Exercise task: State the number of lines that contain the word "components", and add nothing else.

Recorded information:

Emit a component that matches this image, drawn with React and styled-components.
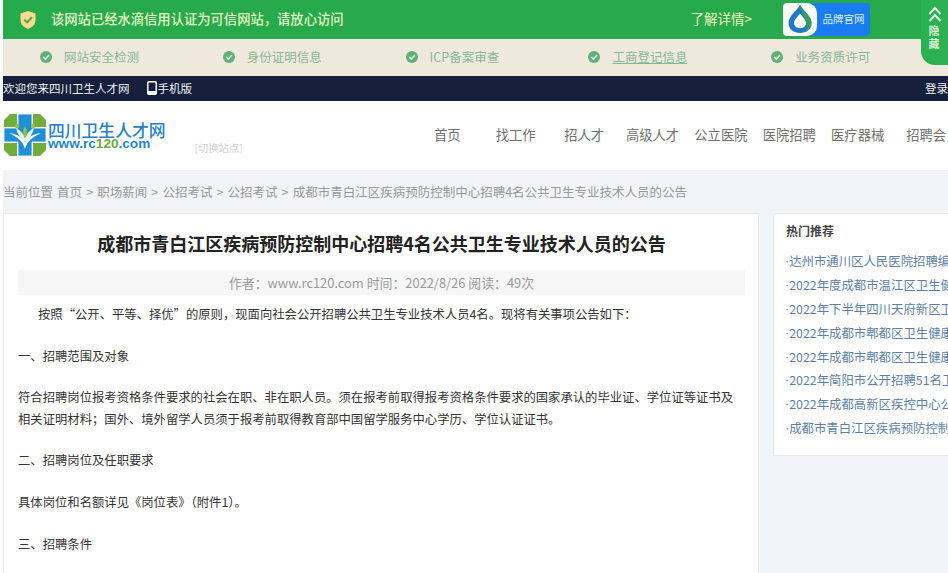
import React from 'react';
import styled, { createGlobalStyle } from 'styled-components';

const GlobalStyle = createGlobalStyle`
  html, body {
    margin: 0;
    padding: 0;
    width: 948px;
    height: 573px;
    overflow: hidden;
    background: #fff;
    font-family: "Noto Sans CJK SC", "Liberation Sans", sans-serif;
  }
`;

const checks = [
  { label: '网站安全检测' },
  { label: '身份证明信息' },
  { label: 'ICP备案审查' },
  { label: '工商登记信息', link: true },
  { label: '业务资质许可' },
];

const navItems = ['首页', '找工作', '招人才', '高级人才', '公立医院', '医院招聘', '医疗器械', '招聘会'];

const hotItems = [
  '达州市通川区人民医院招聘编',
  '2022年度成都市温江区卫生健',
  '2022年下半年四川天府新区卫',
  '2022年成都市郫都区卫生健康',
  '2022年成都市郫都区卫生健康',
  '2022年简阳市公开招聘51名卫',
  '2022年成都高新区疾控中心公',
  '成都市青白江区疾病预防控制',
];

const paragraphs = [
  { text: '按照“公开、平等、择优”的原则，现面向社会公开招聘公共卫生专业技术人员4名。现将有关事项公告如下：', indent: true },
  { text: '一、招聘范围及对象' },
  { text: '符合招聘岗位报考资格条件要求的社会在职、非在职人员。须在报考前取得报考资格条件要求的国家承认的毕业证、学位证等证书及相关证明材料；国外、境外留学人员须于报考前取得教育部中国留学服务中心学历、学位认证证书。' },
  { text: '二、招聘岗位及任职要求' },
  { text: '具体岗位和名额详见《岗位表》（附件1）。' },
  { text: '三、招聘条件' },
];

const Shield = () => (
  <svg width="18" height="20" viewBox="0 0 18 20">
    <path d="M9 1 L16.5 3.5 V10 C16.5 14.5 13 17.5 9 19 C5 17.5 1.5 14.5 1.5 10 V3.5 Z" fill="#f4dc8c" />
    <path d="M5.2 9.6 L8.1 12.4 L13 7.2" fill="none" stroke="#5f9a52" strokeWidth="2" />
  </svg>
);

const CheckDot = () => (
  <svg width="12" height="12" viewBox="0 0 12 12">
    <circle cx="6" cy="6" r="6" fill="#5cb27a" />
    <path d="M3.2 6 L5.3 8 L8.9 4.2" fill="none" stroke="#efe8dc" strokeWidth="1.6" />
  </svg>
);

const Drop = () => (
  <svg width="26" height="30" viewBox="0 0 26 30">
    <path d="M13 1 C16 6.5 24.5 12 24.5 19 C24.5 25 19.5 29 13 29 C6.5 29 1.5 25 1.5 19 C1.5 12 10 6.5 13 1 Z" fill="#1f77d0" />
    <path d="M13 1 C16 6.5 24.5 12 24.5 19 C24.5 23 22 26.5 18 28 C20 25 20 22 19 19 C18 14 14.5 9 13 1 Z" fill="#2f9e58" />
    <path d="M13 9.5 C15.2 12.5 19 15.5 19 19 C19 22.2 16.4 24.2 13 24.2 C9.6 24.2 7 22.2 7 19 C7 15.5 10.8 12.5 13 9.5 Z" fill="#fff" />
  </svg>
);

const Phone = () => (
  <svg width="10" height="14" viewBox="0 0 10 14">
    <rect x="0.75" y="0.75" width="8.5" height="12.5" rx="1.2" fill="none" stroke="#fff" strokeWidth="1.5" />
    <rect x="0.75" y="10" width="8.5" height="3.2" fill="#fff" />
  </svg>
);

const Chevrons = () => (
  <svg width="14" height="18" viewBox="0 0 14 18">
    <path d="M1.5 8 L7 2 L12.5 8 M1.5 15 L7 9 L12.5 15" fill="none" stroke="#e8f5e8" strokeWidth="2" />
  </svg>
);

const Logo = () => (
  <svg width="44" height="44" viewBox="0 0 44 44">
    <path d="M7 1 H14 V14 H1 V7 Z M30 1 H37 L43 7 V14 H30 Z M1 30 H14 V43 H7 L1 37 Z M30 30 H43 V37 L37 43 H30 Z" fill="#72ad3a" />
    <path d="M15 1 H29 V15 H43 V29 H29 V43 H15 V29 H1 V15 H15 Z" fill="#1f8fd6" stroke="#fff" strokeWidth="0.8" />
    <path d="M22 36 C20 28 14 24 6 20 C14 21 19 24 22 29 C25 24 30 21 38 20 C30 24 24 28 22 36 Z" fill="#fff" />
    <path d="M22 29 C17 25 14 20 13 15 C17 17 20 20 22 25 C24 20 27 17 31 15 C30 20 27 25 22 29 Z" fill="#e6f6e0" />
    <path d="M22 25 C19.5 21 19.5 17 22 13 C24.5 17 24.5 21 22 25 Z" fill="#8cc63f" />
    <circle cx="14" cy="13" r="2.2" fill="#8cc63f" />
    <circle cx="30" cy="13" r="2.2" fill="#8cc63f" />
  </svg>
);

export default function App() {
  return (
    <Page>
      <GlobalStyle />
      <TrustBar>
        <TrustLeft>
          <Shield />
          <TrustText>该网站已经水滴信用认证为可信网站，请放心访问</TrustText>
        </TrustLeft>
        <MoreLink>了解详情&gt;</MoreLink>
        <BrandButton>
          <BrandIcon>
            <Drop />
          </BrandIcon>
          <BrandLabel>品牌官网</BrandLabel>
        </BrandButton>
      </TrustBar>
      <HideTab>
        <Chevrons />
        <HideText>隐藏</HideText>
      </HideTab>
      <CheckBar>
        {checks.map((item) => (
          <CheckItem key={item.label}>
            <CheckDot />
            <CheckLabel $link={item.link}>{item.label}</CheckLabel>
          </CheckItem>
        ))}
      </CheckBar>
      <TopBar>
        <TopLeft>
          <span>欢迎您来四川卫生人才网</span>
          <MobileLink>
            <Phone />
            手机版
          </MobileLink>
        </TopLeft>
        <span>登录</span>
      </TopBar>
      <Header>
        <LogoWrap>
          <Logo />
          <LogoText>
            <LogoName>四川卫生人才网</LogoName>
            <LogoUrl>
              www.rc<LogoNum>120</LogoNum>.com
            </LogoUrl>
          </LogoText>
        </LogoWrap>
        <SwitchSite>[切换站点]</SwitchSite>
        <Nav>
          {navItems.map((item) => (
            <NavItem key={item}>{item}</NavItem>
          ))}
        </Nav>
      </Header>
      <Content>
        <Crumb>当前位置 首页 &gt; 职场薪闻 &gt; 公招考试 &gt; 公招考试 &gt; 成都市青白江区疾病预防控制中心招聘4名公共卫生专业技术人员的公告</Crumb>
        <Columns>
          <Article>
            <Title>成都市青白江区疾病预防控制中心招聘4名公共卫生专业技术人员的公告</Title>
            <Meta>作者：www.rc120.com 时间：2022/8/26 阅读：49次</Meta>
            {paragraphs.map((p) => (
              <Para key={p.text} $indent={p.indent}>
                {p.text}
              </Para>
            ))}
          </Article>
          <Side>
            <SideTitle>热门推荐</SideTitle>
            {hotItems.map((item, i) => (
              <HotItem key={i}>
                <HotDot>·</HotDot>
                {item}
              </HotItem>
            ))}
          </Side>
        </Columns>
      </Content>
    </Page>
  );
}

const Page = styled.div`
  position: relative;
  width: 948px;
  height: 573px;
  padding-left: 3px;
  box-sizing: border-box;
  overflow: hidden;
  background: #fff;
`;

const TrustBar = styled.div`
  display: flex;
  align-items: center;
  height: 39px;
  padding-left: 16px;
  padding-right: 78px;
  box-sizing: border-box;
  background: #27aa4b;
`;

const TrustLeft = styled.div`
  display: flex;
  align-items: center;
  gap: 14px;
  flex: 1;
`;

const TrustText = styled.span`
  padding-bottom: 3px;
  font-size: 13.3px;
  font-weight: 500;
  color: #e2f3c6;
`;

const MoreLink = styled.span`
  padding-bottom: 3px;
  font-size: 13.5px;
  color: #eef6b8;
  margin-right: 31px;
`;

const BrandButton = styled.div`
  display: flex;
  width: 87px;
  height: 33px;
  margin-bottom: 1px;
  border-radius: 4px;
  overflow: hidden;
  background: #1a7cf0;
`;

const BrandIcon = styled.div`
  display: flex;
  align-items: center;
  justify-content: center;
  width: 34px;
  background: #fff;
  border-radius: 0 10px 10px 0;
`;

const BrandLabel = styled.span`
  flex: 1;
  font-size: 10.5px;
  line-height: 32px;
  text-align: center;
  color: #dff0ff;
`;

const HideTab = styled.div`
  position: absolute;
  top: 0;
  right: 0;
  width: 27px;
  height: 65px;
  padding-top: 6px;
  box-sizing: border-box;
  display: flex;
  flex-direction: column;
  align-items: center;
  background: #2bb052;
  border-radius: 0 0 0 14px;
`;

const HideText = styled.span`
  width: 12px;
  font-size: 11px;
  line-height: 13px;
  font-weight: 700;
  color: #dcefd8;
`;

const CheckBar = styled.div`
  display: flex;
  align-items: center;
  height: 37px;
  box-sizing: border-box;
  padding: 0 0 1px 37px;
  background: #efe8dc;
`;

const CheckItem = styled.div`
  display: flex;
  align-items: center;
  gap: 12px;
  width: 182.8px;
  flex-shrink: 0;
`;

const CheckLabel = styled.span`
  padding-bottom: 1px;
  font-size: 12.5px;
  color: #86b897;
  text-decoration: ${(props) => (props.$link ? 'underline' : 'none')};
`;

const TopBar = styled.div`
  display: flex;
  align-items: center;
  justify-content: space-between;
  height: 25px;
  box-sizing: border-box;
  padding-bottom: 1px;
  background: #16203c;
  font-size: 11.5px;
  color: #f2f2f2;
  white-space: nowrap;
`;

const TopLeft = styled.div`
  display: flex;
  align-items: center;
  gap: 17px;
`;

const MobileLink = styled.span`
  display: flex;
  align-items: center;
  gap: 1px;
`;

const Header = styled.div`
  display: flex;
  align-items: flex-start;
  height: 69px;
  background: #fff;
`;

const LogoWrap = styled.div`
  display: flex;
  align-items: center;
  gap: 1px;
  margin-top: 12px;
  flex-shrink: 0;
`;

const LogoText = styled.div`
  display: flex;
  flex-direction: column;
`;

const LogoName = styled.span`
  font-size: 16.8px;
  line-height: 17px;
  font-weight: 500;
  color: #2a7fc8;
  white-space: nowrap;
`;

const LogoUrl = styled.span`
  margin-top: -1px;
  font-family: "Liberation Sans", sans-serif;
  font-size: 13.6px;
  line-height: 11px;
  font-weight: 700;
  color: #1f86c9;
`;

const LogoNum = styled.span`
  color: #6aa93a;
`;

const SwitchSite = styled.span`
  margin: 39px 0 0 29px;
  font-size: 10.3px;
  color: #cfcfcf;
  white-space: nowrap;
  flex-shrink: 0;
`;

const Nav = styled.nav`
  display: flex;
  margin-left: 170.5px;
  flex-shrink: 0;
`;

const NavItem = styled.a`
  width: 68.4px;
  flex-shrink: 0;
  text-align: center;
  font-size: 13.3px;
  line-height: 67px;
  color: #707070;
  white-space: nowrap;
`;

const Content = styled.div`
  margin-left: 0;
  height: 403px;
  background: #f1f3f6;
`;

const Crumb = styled.div`
  height: 43px;
  font-size: 12.5px;
  line-height: 44px;
  word-spacing: 1.3px;
  color: #999;
  white-space: nowrap;
`;

const Columns = styled.div`
  display: flex;
  align-items: flex-start;
  gap: 14px;
`;

const Article = styled.div`
  width: 756px;
  height: 400px;
  flex-shrink: 0;
  box-sizing: border-box;
  padding: 0 13px 0 14px;
  background: #fff;
  border: 1px solid #e8eaee;
`;

const Title = styled.h1`
  margin: 14px 0 12px;
  font-size: 18px;
  line-height: 30px;
  font-weight: 700;
  text-align: center;
  color: #222;
  white-space: nowrap;
`;

const Meta = styled.div`
  height: 25px;
  margin-bottom: 9px;
  font-size: 12.88px;
  line-height: 26px;
  text-align: center;
  color: #9a9a9a;
  background: #f6f6f6;
`;

const Para = styled.p`
  margin: 0 0 20.4px;
  font-size: 12.33px;
  line-height: 21.3px;
  color: #333;
  text-indent: ${(props) => (props.$indent ? '20px' : '0')};
`;

const Side = styled.div`
  width: 300px;
  height: 243px;
  flex-shrink: 0;
  box-sizing: border-box;
  padding: 7px 12px;
  background: #fff;
  border: 1px solid #e8eaee;
`;

const SideTitle = styled.div`
  margin-bottom: 8px;
  font-size: 12px;
  line-height: 20px;
  font-weight: 700;
  color: #444;
`;

const HotItem = styled.div`
  display: flex;
  align-items: center;
  height: 23.9px;
  margin-left: -1px;
  font-size: 12.4px;
  color: #5d7fa8;
  white-space: nowrap;
`;

const HotDot = styled.span`
  font-family: "Liberation Sans", sans-serif;
`;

Written response: 2